What’s really innovative about this app — compared both to previous apps in the series and to other children’s apps I’ve seen — is the way it relates the two interconnected stories in tandem. Hold the device one way for a scene in Goldilocks’s tale, then flip it upside down for a complementary scene in Little Bear’s. The stories converge when Goldilocks and Little Bear, fleeing one another’s parents, run smack into each other and strike up a friendship.

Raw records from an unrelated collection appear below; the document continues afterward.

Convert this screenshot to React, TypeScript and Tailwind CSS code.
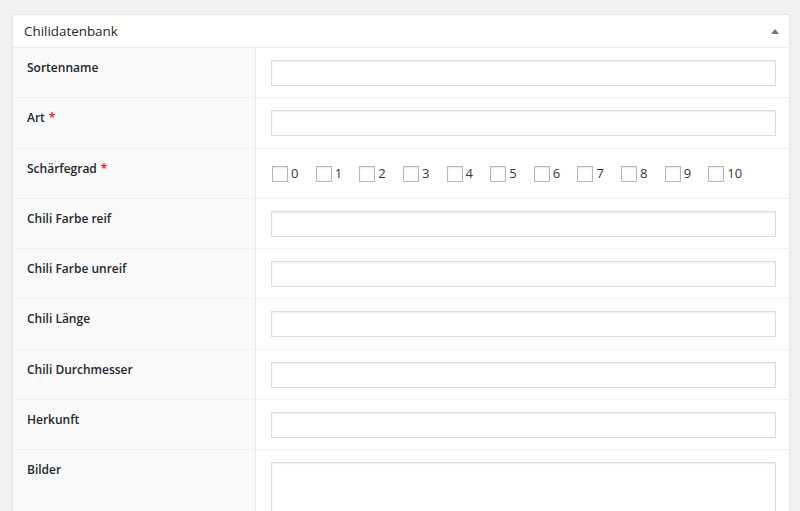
import React from "react";

const fields = [
  { label: "Sortenname" },
  { label: "Art", required: true },
  { label: "Schärfegrad", required: true, checks: true },
  { label: "Chili Farbe reif" },
  { label: "Chili Farbe unreif" },
  { label: "Chili Länge" },
  { label: "Chili Durchmesser" },
  { label: "Herkunft" },
];

const grades = ["0", "1", "2", "3", "4", "5", "6", "7", "8", "9", "10"];

function Row({ label, required, checks }: { label: string; required?: boolean; checks?: boolean }) {
  return (
    <div className="flex border-b border-[#f0f0f0]">
      <div className="w-[243px] shrink-0 border-r border-[#e9e9e9] bg-[#f9f9f9] pl-[14px] pt-[10px] text-[12px] font-semibold leading-[20px] text-[#23282d]">
        {label}
        {required && <span className="ml-1 text-[#ff0000]">*</span>}
      </div>
      <div className="flex-1 pl-[15px] pr-[13px] pt-[12px] pb-[11.3px]">
        {checks ? (
          <div className="flex h-[26px] items-center pl-[1px] pt-[1px]">
            {grades.map((g) => (
              <label key={g} className="mr-[17.2px] flex items-center text-[13px] text-[#32373c]">
                <span className="inline-block h-[16px] w-[16px] border border-[#b4b9be] bg-white shadow-[inset_0_1px_2px_rgba(0,0,0,0.1)]" />
                <span className="ml-[3px]">{g}</span>
              </label>
            ))}
          </div>
        ) : (
          <div className="h-[26px] w-full border border-[#dddddd] bg-white shadow-[inset_0_1px_2px_rgba(0,0,0,0.07)]" />
        )}
      </div>
    </div>
  );
}

export default function App() {
  return (
    <div className="h-[511px] overflow-hidden bg-[#f1f1f1] pl-[12px] pr-[10px] pt-[14px] font-['Open_Sans',sans-serif]">
      <div className="border border-[#e5e5e5] bg-white shadow-[0_1px_1px_rgba(0,0,0,0.04)]">
        <div className="flex h-[33px] items-center justify-between border-b border-[#eeeeee] pl-[11px] pr-[10px]">
          <span className="text-[13.4px] text-[#23282d]">Chilidatenbank</span>
          <svg width="8" height="5" viewBox="0 0 8 5" className="mt-[1px]">
            <path d="M0 5 L4 0 L8 5 Z" fill="#72777c" />
          </svg>
        </div>
        {fields.map((f) => (
          <Row key={f.label} label={f.label} required={f.required} checks={f.checks} />
        ))}
        <div className="flex">
          <div className="w-[243px] shrink-0 border-r border-[#e9e9e9] bg-[#f9f9f9] pl-[14px] pt-[10px] text-[12px] font-semibold leading-[20px] text-[#23282d]">
            Bilder
          </div>
          <div className="flex-1 pl-[15px] pr-[13px] pt-[12px] pb-[11px]">
            <div className="h-[100px] w-full border border-[#dddddd] bg-white shadow-[inset_0_1px_2px_rgba(0,0,0,0.07)]" />
          </div>
        </div>
      </div>
    </div>
  );
}
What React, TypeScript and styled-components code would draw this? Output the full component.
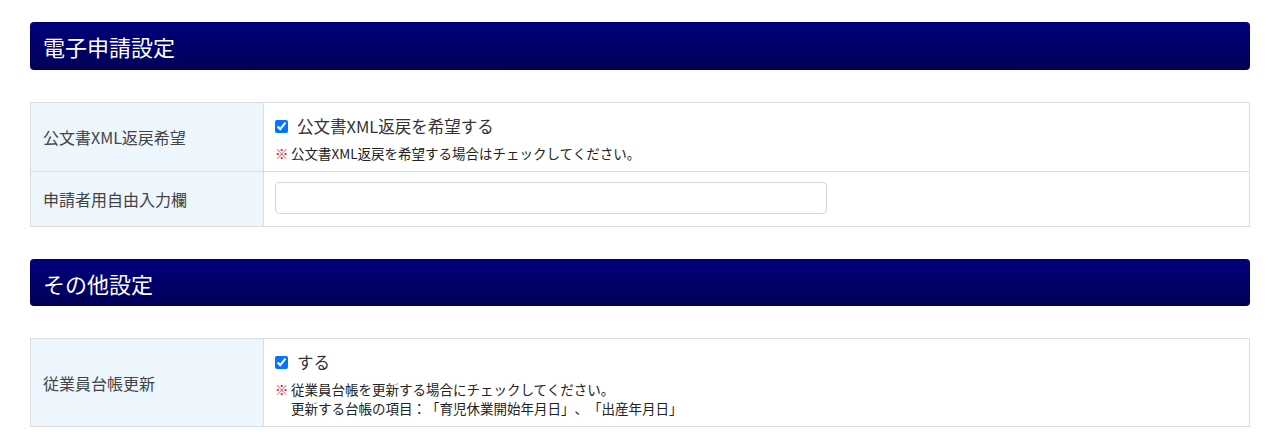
import styled, { createGlobalStyle } from "styled-components";

const GlobalStyle = createGlobalStyle`
  body {
    margin: 0;
    background: #fff;
    font-family: "Noto Sans CJK JP", "Noto Sans", sans-serif;
    color: #333;
    text-spacing-trim: space-all;
  }
`;

const Page = styled.div`
  padding: 22px 30px 0;
`;

const SectionHeader = styled.h2<{ $height: number }>`
  margin: 0;
  height: ${({ $height }) => $height}px;
  display: flex;
  align-items: center;
  padding-left: 13px;
  border-radius: 4px;
  background: linear-gradient(to bottom, #00007d, #000058);
  color: #fff;
  font-size: 22px;
  font-weight: normal;
`;

const Table = styled.table`
  width: 100%;
  margin: 32px 0;
  border-collapse: collapse;
  font-size: 16px;

  &:last-child {
    margin-bottom: 0;
  }
`;

const LabelCell = styled.th`
  width: 233px;
  box-sizing: border-box;
  padding: 0 12px;
  background: #edf5fd;
  border: 1px solid #dcdcdc;
  text-align: left;
  font-weight: normal;
  color: #444;
`;

const ValueCell = styled.td<{ $pad: string }>`
  padding: ${({ $pad }) => $pad};
  border: 1px solid #dcdcdc;
`;

const CheckLine = styled.label`
  display: flex;
  align-items: center;
  height: 26px;
  font-size: 16.5px;
  color: #333;
`;

const Check = styled.input.attrs({ type: "checkbox" })`
  width: 13px;
  height: 13px;
  margin: 0 9px 0 0;
`;

const Note = styled.div`
  margin-top: 5px;
  display: flex;
  font-size: 13.5px;
  line-height: 19px;
  color: #222;
`;

const Mark = styled.span`
  color: #e8141e;
  font-weight: bold;
  width: 16px;
  flex-shrink: 0;
`;

const TextInput = styled.input.attrs({ type: "text" })`
  display: block;
  width: 552px;
  height: 32px;
  box-sizing: border-box;
  border: 1px solid #d4d4d4;
  border-radius: 4px;
  padding: 0 8px;
  font-size: 14px;
`;

export default function App() {
  return (
    <>
      <GlobalStyle />
      <Page>
        <SectionHeader $height={48}>電子申請設定</SectionHeader>
        <Table>
          <tbody>
            <tr>
              <LabelCell>公文書XML返戻希望</LabelCell>
              <ValueCell $pad="10px 11px 8px">
                <CheckLine>
                  <Check defaultChecked />
                  公文書XML返戻を希望する
                </CheckLine>
                <Note>
                  <Mark>※</Mark>
                  <span>公文書XML返戻を希望する場合はチェックしてください。</span>
                </Note>
              </ValueCell>
            </tr>
            <tr>
              <LabelCell>申請者用自由入力欄</LabelCell>
              <ValueCell $pad="10px 11px 12px">
                <TextInput />
              </ValueCell>
            </tr>
          </tbody>
        </Table>
        <SectionHeader $height={47}>その他設定</SectionHeader>
        <Table>
          <tbody>
            <tr>
              <LabelCell>従業員台帳更新</LabelCell>
              <ValueCell $pad="10px 11px 8px">
                <CheckLine>
                  <Check defaultChecked />
                  する
                </CheckLine>
                <Note>
                  <Mark>※</Mark>
                  <span>
                    従業員台帳を更新する場合にチェックしてください。
                    <br />
                    更新する台帳の項目：「育児休業開始年月日」、「出産年月日」
                  </span>
                </Note>
              </ValueCell>
            </tr>
          </tbody>
        </Table>
      </Page>
    </>
  );
}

Subtly pulsing blue dots indicate where to tap for interactive moments that advance the plot. In addition to interactive opportunities throughout, simple activities such as collecting berries, playing hide-and-seek, jumping on the bed, and playing dress-up are naturally integrated into the storyline(s). A few screens allow you to incorporate your own audio or visuals from the device’s camera.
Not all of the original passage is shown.